How to design custom graphic hoodie art for real wear, not just the screen
A lot of concepts look amazing in digital mockups and average in real life. The difference is usually testing.
Print your design at actual size before you commit. Tape it to a hoodie or hold it against the garment color you plan to use. You will notice problems fast - text too small, spacing too tight, contrast too weak, artwork placed too low.
You should also think about how the hoodie will be worn. Layered under a jacket? In gym settings? As an everyday statement piece? If the graphic sits too low, a jacket can hide the best part. If the design is too delicate, it may not match the energy of a performance or streetwear look.

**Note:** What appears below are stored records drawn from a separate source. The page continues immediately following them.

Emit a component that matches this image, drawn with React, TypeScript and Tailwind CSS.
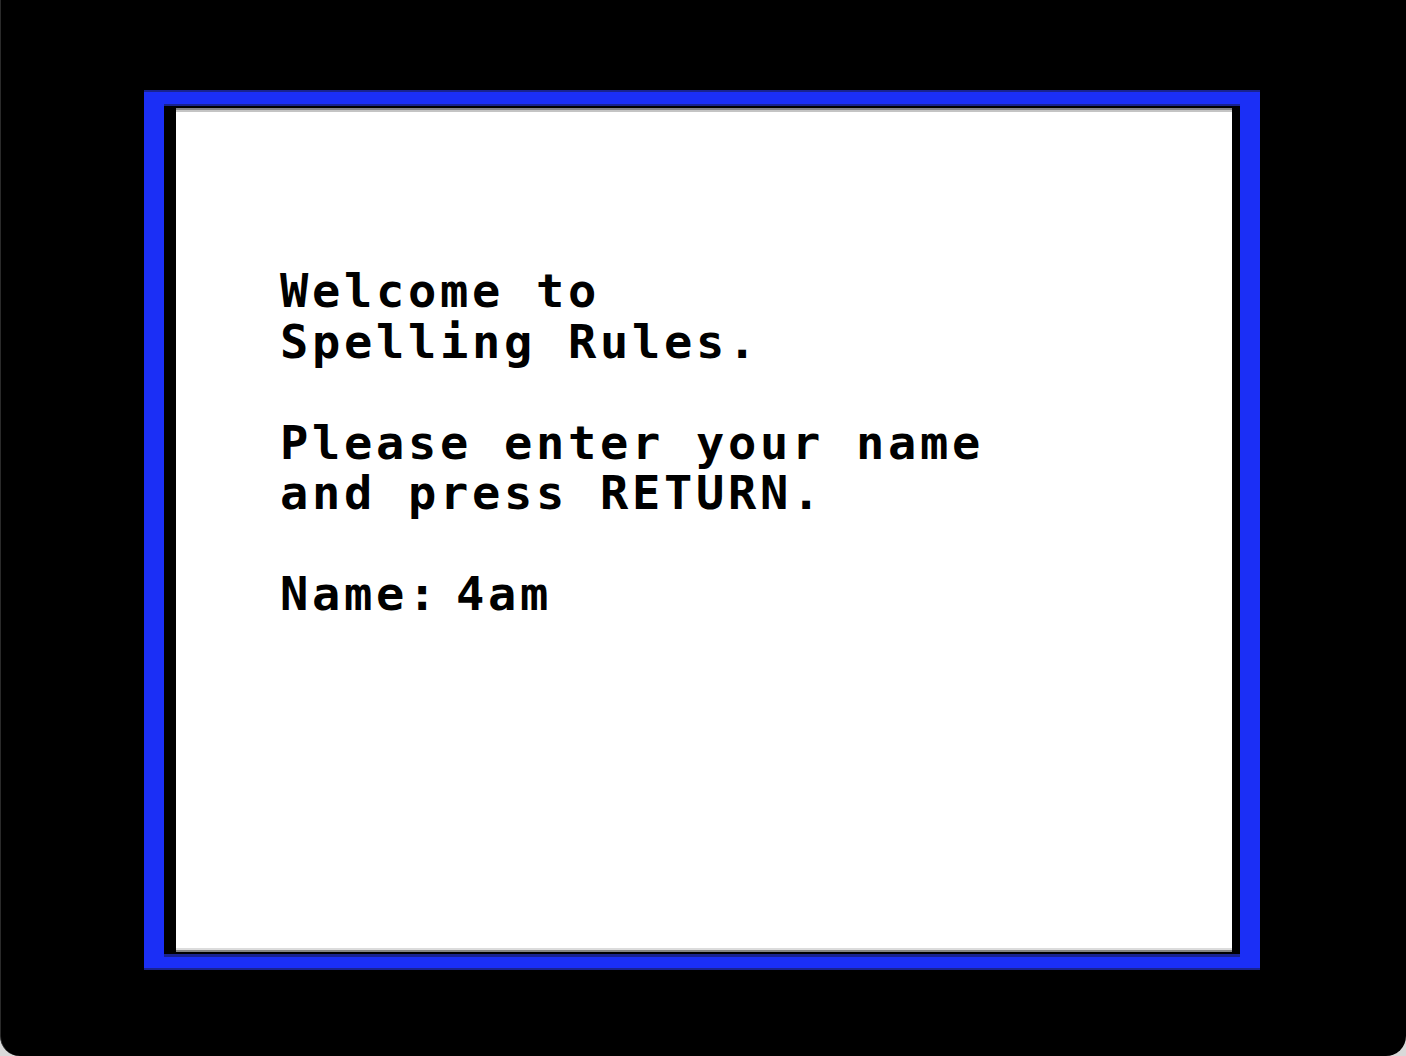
import * as React from "react";

const lines: React.ReactNode[] = [
  "Welcome to",
  "Spelling Rules.",
  "",
  "Please enter your name",
  "and press RETURN.",
  "",
  <>
    Name:<span className="ml-[16px]">4am</span>
  </>,
];

export default function App() {
  return (
    <div className="w-[1406px] h-[1056px] bg-[#d9d9d9] overflow-hidden">
      <div className="w-full h-full bg-black rounded-b-[20px] border-l border-[#2a2a2a] pt-[90px] pl-[143px]">
        <div className="w-[1116px] h-[880px] bg-[#1b2ff6] border-t-2 border-b-2 border-[#19238f] pt-[12px] px-[20px] pb-[11px] flex flex-col">
          <div className="flex-1 bg-black border-t-2 border-b-[3px] border-[#19238f] pt-[2px] pb-[2px] pl-[12px] pr-[8px] flex flex-col">
            <div className="flex-1 bg-white border-t-2 border-b-2 border-[#858585] shadow-[inset_0_2px_0_#c4c4c4,inset_0_-2px_0_#dcdcdc] pl-[104px] pt-[156px]">
              <div
                className="text-black font-bold text-[47px] leading-[50.5px] tracking-[3.7px] whitespace-pre"
                style={{ fontFamily: '"DejaVu Sans Mono", "Liberation Mono", monospace' }}
              >
                {lines.map((l, i) => (
                  <div key={i} className="h-[50.5px]">
                    {l}
                  </div>
                ))}
              </div>
            </div>
          </div>
        </div>
      </div>
    </div>
  );
}
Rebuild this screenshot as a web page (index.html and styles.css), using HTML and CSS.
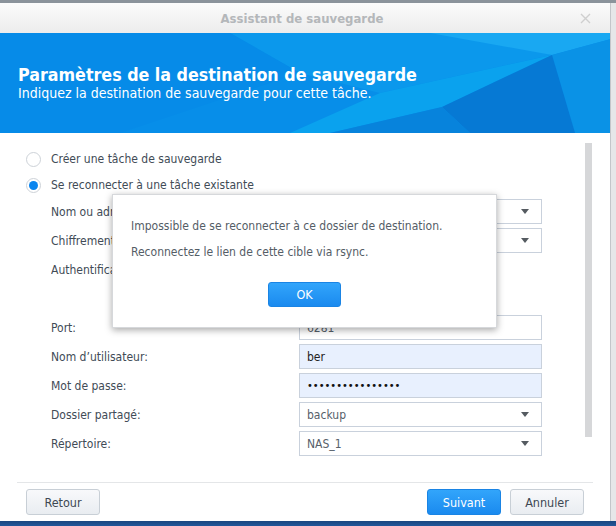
FILE: index.html
```html
<!DOCTYPE html>
<html lang="fr">
<head>
<meta charset="utf-8">
<title>Assistant de sauvegarde</title>
<link rel="stylesheet" href="styles.css">
</head>
<body>
<div class="screen">
  <div class="top-strip"></div>
  <div class="window">
    <div class="titlebar">
      <span class="title">Assistant de sauvegarde</span>
      <svg class="close" width="11" height="11" viewBox="0 0 11 11"><path d="M1 1 L10 10 M10 1 L1 10" stroke="#cfcfcf" stroke-width="1.4" fill="none"/></svg>
    </div>
    <div class="banner">
      <svg class="banner-art" width="611" height="100" viewBox="0 0 611 100" preserveAspectRatio="none">
        <rect width="611" height="100" fill="#078ee9"/>
        <polygon points="230,0 470,0 552,22 380,60 300,40" fill="#0b98ec"/>
        <polygon points="430,0 611,0 611,6 552,22" fill="#19a8f2"/>
        <polygon points="552,22 611,6 611,100 575,100" fill="#0a92e6"/>
        <polygon points="380,60 552,22 442,74 330,100 290,100" fill="#0aa2ee"/>
        <polygon points="552,22 575,100 470,100 442,74" fill="#0679d4"/>
        <polygon points="330,100 442,74 470,100" fill="#0783dc"/>
        <polygon points="0,0 230,0 300,40 120,100 0,100" fill="#068be8"/>
      </svg>
      <div class="banner-text">
        <div class="banner-title">Paramètres de la destination de sauvegarde</div>
        <div class="banner-sub">Indiquez la destination de sauvegarde pour cette tâche.</div>
      </div>
    </div>
    <div class="content">
      <div class="form">
        <div class="radio-row"><span class="radio"></span><span>Créer une tâche de sauvegarde</span></div>
        <div class="radio-row"><span class="radio checked"></span><span>Se reconnecter à une tâche existante</span></div>
        <div class="fields">
          <div class="field"><span class="label">Nom ou adresse IP du serveur:</span><div class="box select"><span></span><i class="arrow"></i></div></div>
          <div class="field"><span class="label">Chiffrement de la transmission:</span><div class="box select"><span></span><i class="arrow"></i></div></div>
          <div class="field"><span class="label">Authentification:</span><div class="blank"></div></div>
          <div class="field"><span class="label"></span><div class="blank"></div></div>
          <div class="field"><span class="label">Port:</span><div class="box"><span>6281</span></div></div>
          <div class="field"><span class="label">Nom d’utilisateur:</span><div class="box filled"><span class="dark">ber</span></div></div>
          <div class="field"><span class="label">Mot de passe:</span><div class="box filled"><span class="dots">••••••••••••••••</span></div></div>
          <div class="field"><span class="label">Dossier partagé:</span><div class="box select"><span>backup</span><i class="arrow"></i></div></div>
          <div class="field"><span class="label">Répertoire:</span><div class="box select"><span>NAS_1</span><i class="arrow"></i></div></div>
        </div>
        <div class="radio-row clipped"><span class="radio"></span><span></span></div>
      </div>
      <div class="scrollbar"><div class="thumb"></div></div>
    </div>
    <div class="footer">
      <button class="btn">Retour</button>
      <div class="footer-right">
        <button class="btn primary">Suivant</button>
        <button class="btn">Annuler</button>
      </div>
    </div>
  </div>
  <div class="bottom-strip"></div>

  <div class="dialog">
    <p>Impossible de se reconnecter à ce dossier de destination.</p>
    <p>Reconnectez le lien de cette cible via rsync.</p>
    <div class="dialog-actions"><button class="btn primary ok">OK</button></div>
  </div>
</div>
</body>
</html>
```
FILE: styles.css
```css
* { box-sizing: border-box; }
html, body { margin: 0; padding: 0; }
body {
  width: 616px;
  height: 526px;
  overflow: hidden;
  background: #e6e7e9;
  font-family: "DejaVu Sans Condensed", "DejaVu Sans", sans-serif;
  font-size: 12px;
  color: #414b56;
}
.screen {
  position: relative;
  width: 616px;
  height: 526px;
  display: flex;
  flex-direction: column;
}
.top-strip { height: 3px; background: #8b939b; flex: none; }
.bottom-strip { height: 5px; background: linear-gradient(#1a467f, #22579a); flex: none; }
.window {
  width: 611px;
  height: 518px;
  background: #fff;
  border-right: 1px solid #c3c6ca;
  display: flex;
  flex-direction: column;
  flex: none;
}
.titlebar {
  height: 30px;
  flex: none;
  background: linear-gradient(#fbfbfb, #ececec);
  display: flex;
  align-items: center;
  justify-content: center;
  position: relative;
}
.title {
  font-weight: bold;
  font-size: 13px;
  color: #b4b7ba;
  margin-left: -6px;
}
.close { position: absolute; right: 19px; top: 10px; }
.banner {
  height: 100px;
  flex: none;
  position: relative;
  overflow: hidden;
  color: #fff;
  display: flex;
  align-items: center;
}
.banner-art { position: absolute; left: 0; top: 0; }
.banner-text { position: relative; padding: 0 0 0 18px; }
.banner-title { font-weight: bold; font-size: 17.7px; line-height: 21px; }
.banner-sub { font-size: 14px; line-height: 16px; margin-top: -1px; }

.content {
  height: 339px;
  flex: none;
  display: flex;
  overflow: hidden;
}
.form { flex: 1; padding: 13px 0 0 26px; }
.radio-row {
  height: 26px;
  display: flex;
  align-items: center;
  gap: 10px;
}
.radio {
  width: 15px;
  height: 15px;
  border-radius: 50%;
  border: 1px solid #cdd2d8;
  background: #fff;
  display: flex;
  align-items: center;
  justify-content: center;
  flex: none;
}
.radio.checked::after {
  content: "";
  width: 9px;
  height: 9px;
  border-radius: 50%;
  background: #0a85ef;
}
.clipped { margin-top: 10px; }
.clipped .radio { border-color: #e3e6ea; }
.fields {
  padding: 1px 0 0 25px;
  display: flex;
  flex-direction: column;
  gap: 4px;
}
.field { display: flex; align-items: center; height: 25px; }
.label { width: 248px; flex: none; white-space: nowrap; overflow: hidden; }
.box, .blank { width: 243px; height: 25px; flex: none; }
.box {
  border: 1px solid #c9d1dc;
  display: flex;
  align-items: center;
  padding: 0 12px 0 7px;
  color: #56606a;
}
.box span { flex: 1; }
.box.filled { background: #e8f0fe; }
.box .dark { color: #222; }
.dots { color: #111; font-size: 11px; letter-spacing: 0; }
.arrow {
  width: 0; height: 0;
  border-left: 4px solid transparent;
  border-right: 4px solid transparent;
  border-top: 5px solid #555b61;
}
.scrollbar { width: 7px; margin: 10px 18px 0 0; flex: none; }
.thumb { height: 294px; background: #d6d7d9; }

.footer {
  flex: 1;
  margin: 10px 17px 0;
  border-top: 1px solid #e4e6e8;
  padding: 6px 9px 0;
  display: flex;
  justify-content: space-between;
  align-items: flex-start;
}
.footer-right { display: flex; gap: 9px; }
.btn {
  width: 74px;
  height: 26px;
  border: 1px solid #c8cfd6;
  border-radius: 3px;
  background: linear-gradient(#f8f9fb, #e9edf1);
  font-family: inherit;
  font-size: 12.5px;
  color: #3d4852;
  padding: 0;
}
.btn.primary {
  background: linear-gradient(#32a5fb, #1a8aef);
  border-color: #1a84e4;
  color: #fff;
}

.dialog {
  position: absolute;
  left: 112px;
  top: 194px;
  width: 385px;
  height: 134px;
  background: #fff;
  border: 1px solid #d6d8db;
  box-shadow: 0 2px 7px rgba(0, 0, 0, 0.35);
  padding: 24px 18px 0;
  color: #545d66;
}
.dialog p { margin: 0 0 11px; line-height: 15px; }
.dialog-actions { display: flex; justify-content: center; margin-top: 22px; }
.btn.ok { width: 73px; height: 25px; font-size: 12.5px; }
```
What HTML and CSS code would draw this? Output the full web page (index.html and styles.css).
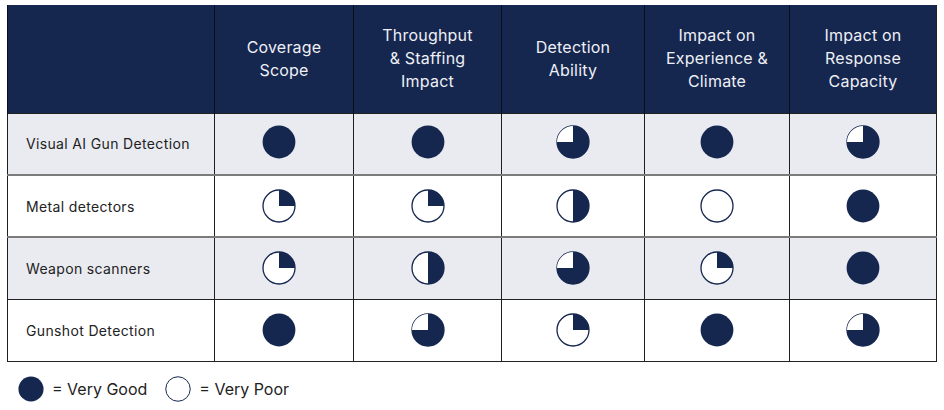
FILE: index.html
```html
<!DOCTYPE html>
<html lang="en">
<head>
<meta charset="utf-8">
<title>Comparison</title>
<link rel="stylesheet" href="styles.css">
</head>
<body>
<svg class="defs" width="0" height="0" aria-hidden="true">
  <defs>
    <symbol id="full" viewBox="0 0 34 34"><circle cx="17" cy="17" r="16.4" fill="#15264f"/></symbol>
    <symbol id="empty" viewBox="0 0 34 34"><circle cx="17" cy="17" r="16" fill="#fff" stroke="#15264f" stroke-width="1.3"/></symbol>
    <symbol id="q1" viewBox="0 0 34 34"><circle cx="17" cy="17" r="16" fill="#fff" stroke="#15264f" stroke-width="1.3"/><path d="M17 17 L17 1 A16 16 0 0 1 33 17 Z" fill="#15264f"/></symbol>
    <symbol id="half" viewBox="0 0 34 34"><circle cx="17" cy="17" r="16" fill="#fff" stroke="#15264f" stroke-width="1.3"/><path d="M17 1 A16 16 0 0 1 17 33 Z" fill="#15264f"/></symbol>
    <symbol id="q3" viewBox="0 0 34 34"><circle cx="17" cy="17" r="16" fill="#15264f" stroke="#15264f" stroke-width="1.3"/><path d="M17 17 L1 17 A16 16 0 0 1 17 1 Z" fill="#fff"/></symbol>
  </defs>
</svg>
<table class="cmp">
  <colgroup>
    <col class="c0"><col class="c1"><col class="c2"><col class="c3"><col class="c4"><col class="c5">
  </colgroup>
  <thead>
    <tr>
      <th></th>
      <th>Coverage<br>Scope</th>
      <th>Throughput<br>&amp; Staffing<br>Impact</th>
      <th>Detection<br>Ability</th>
      <th>Impact on<br>Experience &amp;<br>Climate</th>
      <th>Impact on<br>Response<br>Capacity</th>
    </tr>
  </thead>
  <tbody>
    <tr class="shade soft first">
      <td class="name">Visual AI Gun Detection</td>
      <td class="k1"><svg class="pie"><use href="#full"/></svg></td>
      <td><svg class="pie"><use href="#full"/></svg></td>
      <td><svg class="pie"><use href="#q3"/></svg></td>
      <td><svg class="pie"><use href="#full"/></svg></td>
      <td><svg class="pie"><use href="#q3"/></svg></td>
    </tr>
    <tr class="soft">
      <td class="name">Metal detectors</td>
      <td class="k1"><svg class="pie"><use href="#q1"/></svg></td>
      <td><svg class="pie"><use href="#q1"/></svg></td>
      <td><svg class="pie"><use href="#half"/></svg></td>
      <td><svg class="pie"><use href="#empty"/></svg></td>
      <td><svg class="pie"><use href="#full"/></svg></td>
    </tr>
    <tr class="shade">
      <td class="name">Weapon scanners</td>
      <td class="k1"><svg class="pie"><use href="#q1"/></svg></td>
      <td><svg class="pie"><use href="#half"/></svg></td>
      <td><svg class="pie"><use href="#q3"/></svg></td>
      <td><svg class="pie"><use href="#q1"/></svg></td>
      <td><svg class="pie"><use href="#full"/></svg></td>
    </tr>
    <tr>
      <td class="name">Gunshot Detection</td>
      <td class="k1"><svg class="pie"><use href="#full"/></svg></td>
      <td><svg class="pie"><use href="#q3"/></svg></td>
      <td><svg class="pie"><use href="#q1"/></svg></td>
      <td><svg class="pie"><use href="#full"/></svg></td>
      <td><svg class="pie"><use href="#q3"/></svg></td>
    </tr>
  </tbody>
</table>
<div class="legend">
  <span class="item"><svg class="lpie"><use href="#full"/></svg>= Very Good</span>
  <span class="item"><svg class="lpie"><use href="#empty"/></svg>= Very Poor</span>
</div>
</body>
</html>
```
FILE: styles.css
```css
html, body {
  margin: 0;
  background: #ffffff;
}
body {
  padding: 5px 0 0 7px;
  font-family: "Inter", "Lato", sans-serif;
  color: #222222;
}
.defs {
  position: absolute;
  width: 0;
  height: 0;
  overflow: hidden;
}
.cmp {
  border-collapse: collapse;
  table-layout: fixed;
  width: 929px;
  border-left: 1px solid #222;
  border-right: 1px solid #222;
  border-bottom: 1px solid #222;
}
.c0 { width: 207px; }
.c1 { width: 139px; }
.c2 { width: 148px; }
.c3 { width: 143px; }
.c4 { width: 145px; }
.c5 { width: 147px; }
.cmp th {
  background: #15264f;
  color: #eef0f5;
  font-weight: 400;
  font-size: 16px;
  letter-spacing: 0.2px;
  line-height: 23px;
  height: 108px;
  padding: 0;
  text-align: center;
  vertical-align: middle;
  border-left: 1px solid #0b0f1c;
  box-sizing: border-box;
}
.cmp td {
  height: 62px;
  padding: 0;
  text-align: center;
  vertical-align: middle;
  border-left: 1px solid #1e1e1e;
  border-top: 1px solid #222;
  box-sizing: border-box;
}
.cmp td.k1 {
  padding-right: 10px;
}
.cmp tr.first td:not(.name) {
  padding-bottom: 3px;
}
.cmp tr.soft td {
  border-bottom: 2px solid #7b7b7b;
}
.cmp tr.shade td {
  background: #e9ebf1;
}
.cmp td.name {
  text-align: left;
  padding-left: 18px;
  font-size: 14px;
  letter-spacing: 0.35px;
  color: #222;
}
.pie {
  display: block;
  width: 34px;
  height: 34px;
  margin: 0 auto;
}
.legend {
  display: flex;
  gap: 18px;
  margin-top: 14px;
  padding-left: 11px;
  font-size: 16px;
  color: #222;
}
.item {
  display: flex;
  align-items: center;
  gap: 8px;
}
.lpie {
  width: 26px;
  height: 26px;
}
```
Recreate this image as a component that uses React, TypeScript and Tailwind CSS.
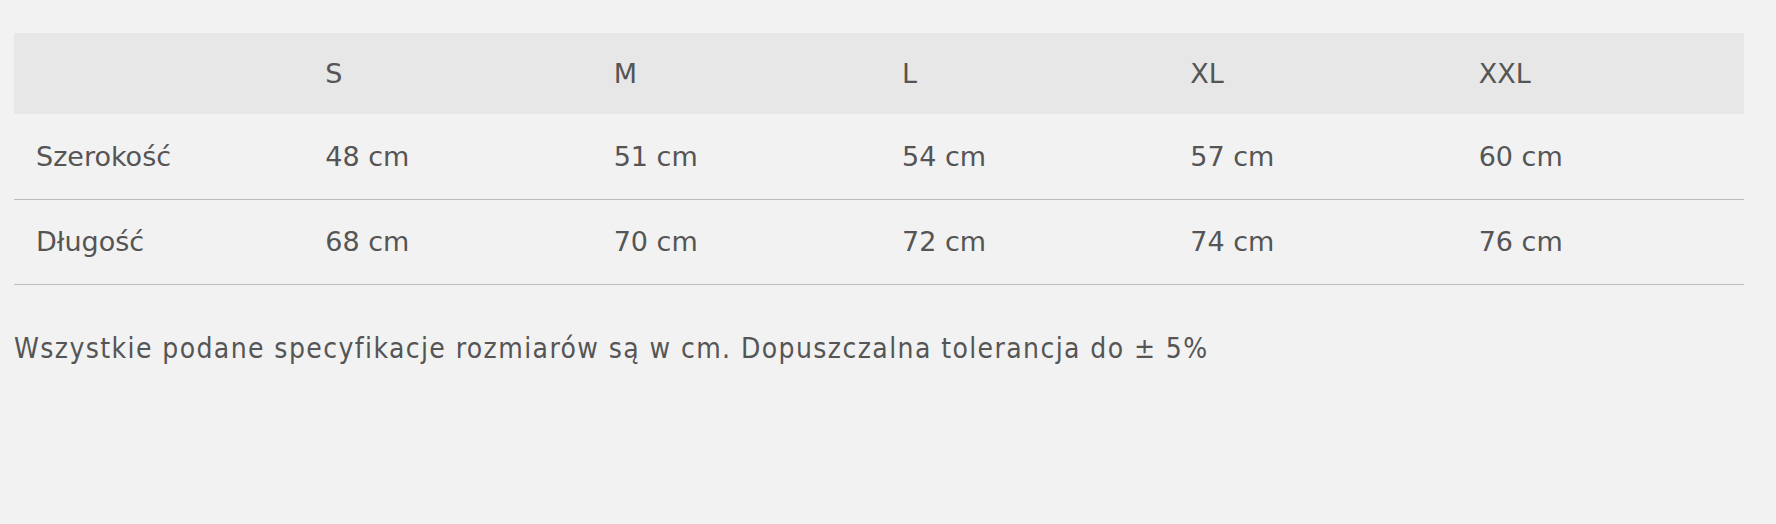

This is where restraint helps. The best custom hoodies are usually easy to understand from six feet away. They carry attitude without trying too hard.
Make it personal, but not so specific it loses reach
There is a balance between authenticity and over-customization. A design tied too tightly to one inside joke, one niche reference, or one hyper-specific moment may not connect beyond a tiny audience.
The stronger move is to create something personal that still feels universal. Confidence, resilience, faith, humor, discipline, ambition, and individuality all travel well. They give people a reason to wear the hoodie because it reflects them, not just you.
That is where brands like Stryk_Zone stand out - the goal is not just to print a design, but to create apparel that says something worth wearing. Bold graphics work best when they carry meaning people want to live in.
Final check before you produce
Before you approve the design, ask yourself four things. Is the message clear? Does the artwork fit the hoodie style? Will it still look strong in motion and at distance? And most important, would someone choose to wear it because it says something real?
If the answer is yes, you are not just designing merch. You are building a piece people can step into with confidence. That is the standard worth aiming for every time.